An example from the rock canon is “Kashmir” by the seminal British hard-rock quartet Led Zeppelin, in which the percussion articulates 4/4 while the melodic instruments present a riff in 3/4. In “Toads Of The Short Forest” (from the album Weasels Ripped My Flesh), composer Frank Zappa explains: “At this very moment on stage we have drummer A playing in 7/8, drummer B playing in 3/4, the bass playing in 3/4, the organ playing in 5/8, the tambourine playing in 3/4, and the alto sax blowing his nose.”

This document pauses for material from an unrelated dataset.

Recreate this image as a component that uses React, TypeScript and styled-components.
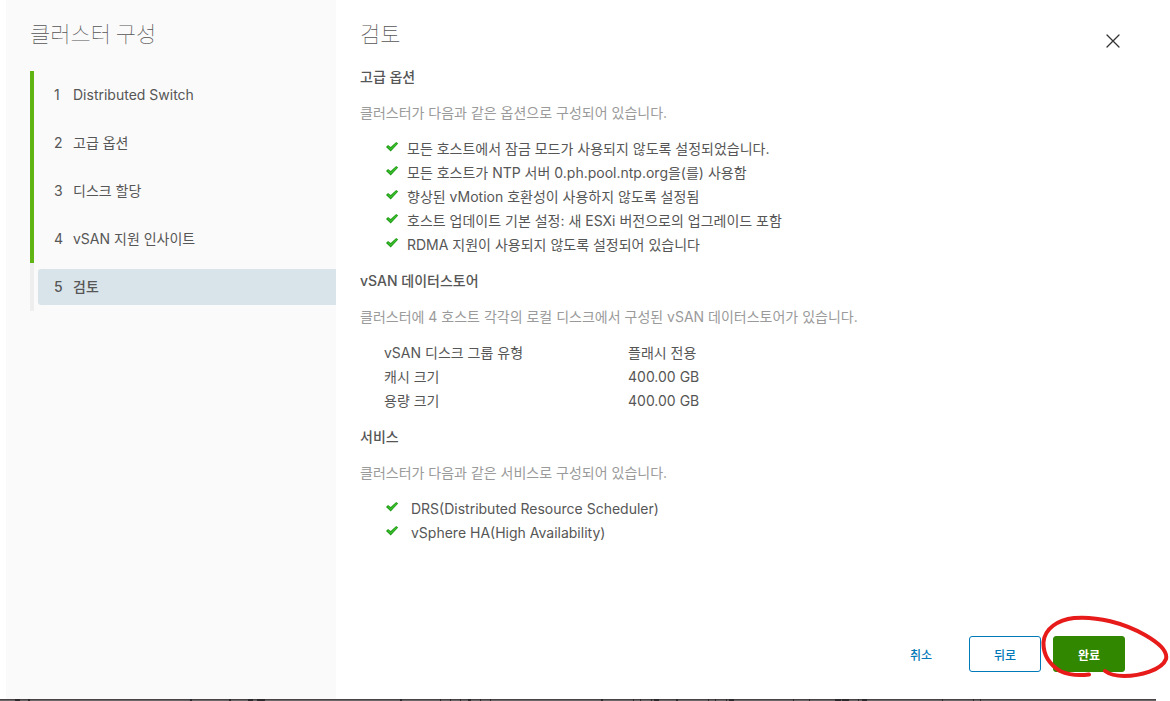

The math metal band Meshuggah uses complex polymetres even more extensively; typically the songs are constructed in 4/4, with guitar riffing and bass drum patterns in unusual meters such as 11/8 and 23/16. Usually the riffs are forced to resolve after 4 or 8 measures resulting in a shorter ‘fitpiece’ which has a different meter from the rest of the section.
Meter in song
Issues involving meter in song reflect a combination of musical meter and poetic meter, especially when the song is in a standard verse form. Traditional and popular songs fall heavily within a limited range of meters, leading to a fair amount of interchangeability. For example, early hymnals commonly did not include musical notation, but simply texts. The text could be sung to any tune known by the singers that had a matching meter, and the tune chosen for a particular text might vary from one occasion to another.
One case that illustrates the potential use of this principle across musical genres is The Blind Boys of Alabama’s rendition of the hymn Amazing Grace, which is sung to the musical setting made famous by The Animals in their version of the folk song The House of the Rising Sun.